Which of the two you like better probably depends more on you than on the machines themselves. If you grew up with one, you’re probably going to like that one better. Do you like underdogs? Then you’re going to like whichever one you perceive as the bigger underdog. If you like music, you’ll prefer the Commodore. If you like graphics, you’ll prefer the Atari. It’s natural to prefer one over the other. But I’ll argue if you like one, you’re still going to respect the other.
Both of them have more than enough software to explore to keep you interested for years to come.
The Commodore 64 outsold Atari by a factor of about three to one. It had the right blend of capability, affordability, and available software. It wasn’t a perfect machine, but it was the right machine for its time.
The Atari 800 is the most underrated and underappreciated machine of its era. Graphically, it was the better of the two machines. Commodore had better sound, but in this generation, Commodore was the only one who beat Atari.
Atari had the faster disk drive, although neither of them were as fast as Apple or IBM in this department. Speedup products for both were available, although Commodore needed it more.
If the Atari 800 had been a little bit easier to program, Commodore would have had a hard time. Sometimes the same title on the two machines looked better on the 64 and that made the 64 look better when it wasn’t necessarily.
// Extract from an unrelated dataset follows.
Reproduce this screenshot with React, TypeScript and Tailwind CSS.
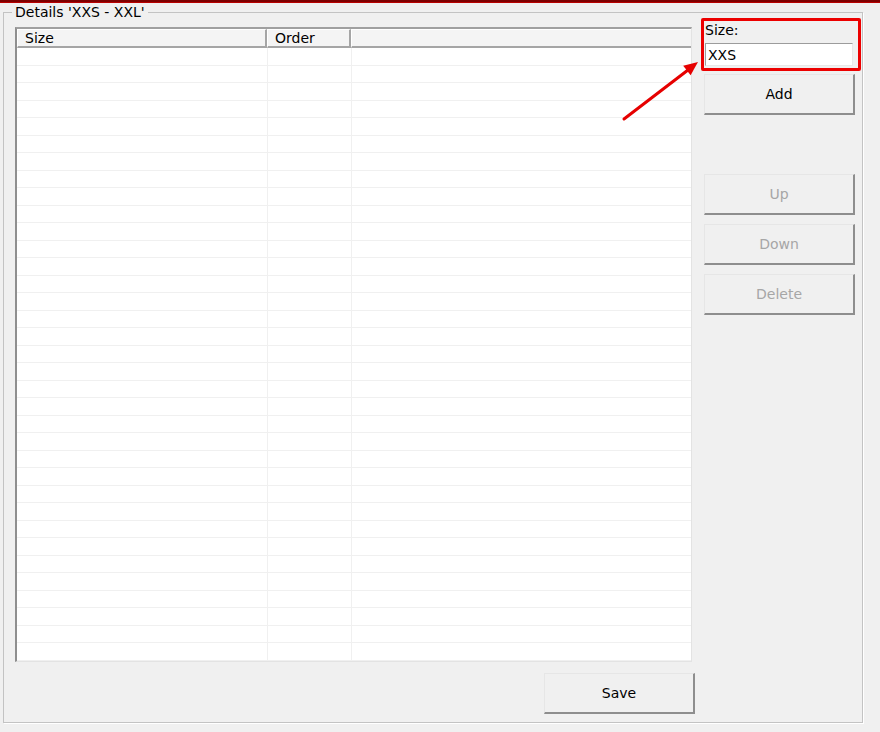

But the 64 ended up with more titles available, so it won by brute force regardless. Software sells computers as much as anything, so that ended up being the difference. In the end, the Tandy 1000 ended up giving the Commodore 64 more problems than Atari did.
I grew up with the C-64 and I’m not supposed to like Atari. I’m the early adopter persona, so I tend to be a zealot when it comes to 1980s technology. I keep a C-64 and Atari 800 set up next to each other and they’re my two favorite 8-bit machines. My Apple IIe sits near them but mostly gathers dust. The 80s were an exciting time in computing, and both the Commodore 64 and Atari 800 played a major role in that.